Dataset content:
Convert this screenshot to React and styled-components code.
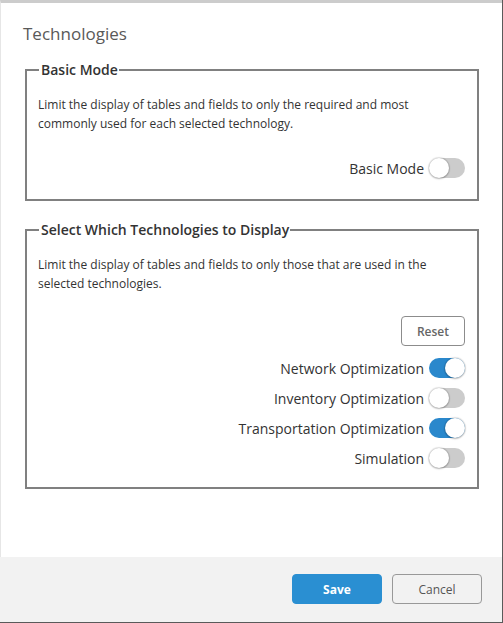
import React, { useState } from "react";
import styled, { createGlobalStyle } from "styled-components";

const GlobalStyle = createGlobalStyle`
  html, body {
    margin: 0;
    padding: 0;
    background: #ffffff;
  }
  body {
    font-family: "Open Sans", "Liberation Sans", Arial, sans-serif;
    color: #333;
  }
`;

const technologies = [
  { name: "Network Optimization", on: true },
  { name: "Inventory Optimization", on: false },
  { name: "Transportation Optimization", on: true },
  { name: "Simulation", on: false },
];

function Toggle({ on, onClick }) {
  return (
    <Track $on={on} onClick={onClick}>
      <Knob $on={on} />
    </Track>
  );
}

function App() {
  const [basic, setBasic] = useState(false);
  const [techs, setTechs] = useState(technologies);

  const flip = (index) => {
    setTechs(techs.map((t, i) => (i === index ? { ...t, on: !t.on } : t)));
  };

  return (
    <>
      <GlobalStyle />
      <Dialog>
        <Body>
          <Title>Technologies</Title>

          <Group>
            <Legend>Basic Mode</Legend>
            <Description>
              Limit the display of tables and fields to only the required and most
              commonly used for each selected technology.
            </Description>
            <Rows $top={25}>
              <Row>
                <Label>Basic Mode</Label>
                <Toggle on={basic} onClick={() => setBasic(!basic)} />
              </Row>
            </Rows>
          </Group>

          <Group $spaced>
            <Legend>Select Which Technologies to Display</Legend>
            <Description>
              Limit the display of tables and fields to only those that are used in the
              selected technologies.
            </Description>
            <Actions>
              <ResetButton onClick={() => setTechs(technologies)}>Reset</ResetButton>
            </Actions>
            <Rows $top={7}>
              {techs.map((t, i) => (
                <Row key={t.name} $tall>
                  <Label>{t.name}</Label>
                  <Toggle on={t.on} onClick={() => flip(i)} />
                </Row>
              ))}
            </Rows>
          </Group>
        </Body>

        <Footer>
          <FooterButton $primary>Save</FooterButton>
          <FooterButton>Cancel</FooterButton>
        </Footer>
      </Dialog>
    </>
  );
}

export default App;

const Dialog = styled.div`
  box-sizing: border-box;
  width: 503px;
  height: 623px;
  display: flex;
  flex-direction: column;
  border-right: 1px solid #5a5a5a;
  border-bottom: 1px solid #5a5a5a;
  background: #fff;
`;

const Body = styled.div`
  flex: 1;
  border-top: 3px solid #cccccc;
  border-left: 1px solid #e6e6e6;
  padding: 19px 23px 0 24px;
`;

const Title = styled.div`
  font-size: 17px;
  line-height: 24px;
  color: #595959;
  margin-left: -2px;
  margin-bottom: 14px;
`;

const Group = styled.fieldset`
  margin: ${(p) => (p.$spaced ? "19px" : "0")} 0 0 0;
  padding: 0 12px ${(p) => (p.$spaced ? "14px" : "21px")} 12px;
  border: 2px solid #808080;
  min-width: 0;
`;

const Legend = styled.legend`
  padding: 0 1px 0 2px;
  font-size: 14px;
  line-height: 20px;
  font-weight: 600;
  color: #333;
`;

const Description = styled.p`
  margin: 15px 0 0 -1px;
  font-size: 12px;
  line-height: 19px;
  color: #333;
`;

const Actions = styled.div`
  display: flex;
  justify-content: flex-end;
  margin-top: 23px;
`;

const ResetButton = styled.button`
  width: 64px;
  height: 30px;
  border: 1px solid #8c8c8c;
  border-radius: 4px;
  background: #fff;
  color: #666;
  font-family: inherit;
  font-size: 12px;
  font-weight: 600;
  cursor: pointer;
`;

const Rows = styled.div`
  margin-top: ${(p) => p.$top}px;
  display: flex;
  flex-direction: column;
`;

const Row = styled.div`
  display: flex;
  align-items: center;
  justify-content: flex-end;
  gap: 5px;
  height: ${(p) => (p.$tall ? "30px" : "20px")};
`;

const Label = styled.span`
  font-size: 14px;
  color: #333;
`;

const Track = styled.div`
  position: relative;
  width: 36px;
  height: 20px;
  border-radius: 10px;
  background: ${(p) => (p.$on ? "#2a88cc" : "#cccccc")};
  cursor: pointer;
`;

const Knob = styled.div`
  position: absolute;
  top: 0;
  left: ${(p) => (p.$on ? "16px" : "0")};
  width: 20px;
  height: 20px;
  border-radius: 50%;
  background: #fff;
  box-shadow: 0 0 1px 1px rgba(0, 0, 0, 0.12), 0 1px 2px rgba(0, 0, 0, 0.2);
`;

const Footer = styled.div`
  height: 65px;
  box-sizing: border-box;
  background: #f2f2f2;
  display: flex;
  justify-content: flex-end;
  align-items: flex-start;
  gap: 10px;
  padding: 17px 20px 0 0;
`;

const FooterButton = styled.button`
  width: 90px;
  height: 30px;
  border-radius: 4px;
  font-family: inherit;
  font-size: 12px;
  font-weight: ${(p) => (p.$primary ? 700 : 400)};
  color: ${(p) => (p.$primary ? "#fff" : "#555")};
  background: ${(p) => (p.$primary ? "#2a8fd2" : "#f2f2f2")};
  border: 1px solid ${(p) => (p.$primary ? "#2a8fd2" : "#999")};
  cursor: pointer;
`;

Short exercise: Make an exact copy of the data, leaving its pictures out.

Response below:
Convert this screenshot to React and styled-components code.
import React, { useState } from "react";
import styled, { createGlobalStyle } from "styled-components";

const GlobalStyle = createGlobalStyle`
  html, body {
    margin: 0;
    padding: 0;
    background: #ffffff;
  }
  body {
    font-family: "Open Sans", "Liberation Sans", Arial, sans-serif;
    color: #333;
  }
`;

const technologies = [
  { name: "Network Optimization", on: true },
  { name: "Inventory Optimization", on: false },
  { name: "Transportation Optimization", on: true },
  { name: "Simulation", on: false },
];

function Toggle({ on, onClick }) {
  return (
    <Track $on={on} onClick={onClick}>
      <Knob $on={on} />
    </Track>
  );
}

function App() {
  const [basic, setBasic] = useState(false);
  const [techs, setTechs] = useState(technologies);

  const flip = (index) => {
    setTechs(techs.map((t, i) => (i === index ? { ...t, on: !t.on } : t)));
  };

  return (
    <>
      <GlobalStyle />
      <Dialog>
        <Body>
          <Title>Technologies</Title>

          <Group>
            <Legend>Basic Mode</Legend>
            <Description>
              Limit the display of tables and fields to only the required and most
              commonly used for each selected technology.
            </Description>
            <Rows $top={25}>
              <Row>
                <Label>Basic Mode</Label>
                <Toggle on={basic} onClick={() => setBasic(!basic)} />
              </Row>
            </Rows>
          </Group>

          <Group $spaced>
            <Legend>Select Which Technologies to Display</Legend>
            <Description>
              Limit the display of tables and fields to only those that are used in the
              selected technologies.
            </Description>
            <Actions>
              <ResetButton onClick={() => setTechs(technologies)}>Reset</ResetButton>
            </Actions>
            <Rows $top={7}>
              {techs.map((t, i) => (
                <Row key={t.name} $tall>
                  <Label>{t.name}</Label>
                  <Toggle on={t.on} onClick={() => flip(i)} />
                </Row>
              ))}
            </Rows>
          </Group>
        </Body>

        <Footer>
          <FooterButton $primary>Save</FooterButton>
          <FooterButton>Cancel</FooterButton>
        </Footer>
      </Dialog>
    </>
  );
}

export default App;

const Dialog = styled.div`
  box-sizing: border-box;
  width: 503px;
  height: 623px;
  display: flex;
  flex-direction: column;
  border-right: 1px solid #5a5a5a;
  border-bottom: 1px solid #5a5a5a;
  background: #fff;
`;

const Body = styled.div`
  flex: 1;
  border-top: 3px solid #cccccc;
  border-left: 1px solid #e6e6e6;
  padding: 19px 23px 0 24px;
`;

const Title = styled.div`
  font-size: 17px;
  line-height: 24px;
  color: #595959;
  margin-left: -2px;
  margin-bottom: 14px;
`;

const Group = styled.fieldset`
  margin: ${(p) => (p.$spaced ? "19px" : "0")} 0 0 0;
  padding: 0 12px ${(p) => (p.$spaced ? "14px" : "21px")} 12px;
  border: 2px solid #808080;
  min-width: 0;
`;

const Legend = styled.legend`
  padding: 0 1px 0 2px;
  font-size: 14px;
  line-height: 20px;
  font-weight: 600;
  color: #333;
`;

const Description = styled.p`
  margin: 15px 0 0 -1px;
  font-size: 12px;
  line-height: 19px;
  color: #333;
`;

const Actions = styled.div`
  display: flex;
  justify-content: flex-end;
  margin-top: 23px;
`;

const ResetButton = styled.button`
  width: 64px;
  height: 30px;
  border: 1px solid #8c8c8c;
  border-radius: 4px;
  background: #fff;
  color: #666;
  font-family: inherit;
  font-size: 12px;
  font-weight: 600;
  cursor: pointer;
`;

const Rows = styled.div`
  margin-top: ${(p) => p.$top}px;
  display: flex;
  flex-direction: column;
`;

const Row = styled.div`
  display: flex;
  align-items: center;
  justify-content: flex-end;
  gap: 5px;
  height: ${(p) => (p.$tall ? "30px" : "20px")};
`;

const Label = styled.span`
  font-size: 14px;
  color: #333;
`;

const Track = styled.div`
  position: relative;
  width: 36px;
  height: 20px;
  border-radius: 10px;
  background: ${(p) => (p.$on ? "#2a88cc" : "#cccccc")};
  cursor: pointer;
`;

const Knob = styled.div`
  position: absolute;
  top: 0;
  left: ${(p) => (p.$on ? "16px" : "0")};
  width: 20px;
  height: 20px;
  border-radius: 50%;
  background: #fff;
  box-shadow: 0 0 1px 1px rgba(0, 0, 0, 0.12), 0 1px 2px rgba(0, 0, 0, 0.2);
`;

const Footer = styled.div`
  height: 65px;
  box-sizing: border-box;
  background: #f2f2f2;
  display: flex;
  justify-content: flex-end;
  align-items: flex-start;
  gap: 10px;
  padding: 17px 20px 0 0;
`;

const FooterButton = styled.button`
  width: 90px;
  height: 30px;
  border-radius: 4px;
  font-family: inherit;
  font-size: 12px;
  font-weight: ${(p) => (p.$primary ? 700 : 400)};
  color: ${(p) => (p.$primary ? "#fff" : "#555")};
  background: ${(p) => (p.$primary ? "#2a8fd2" : "#f2f2f2")};
  border: 1px solid ${(p) => (p.$primary ? "#2a8fd2" : "#999")};
  cursor: pointer;
`;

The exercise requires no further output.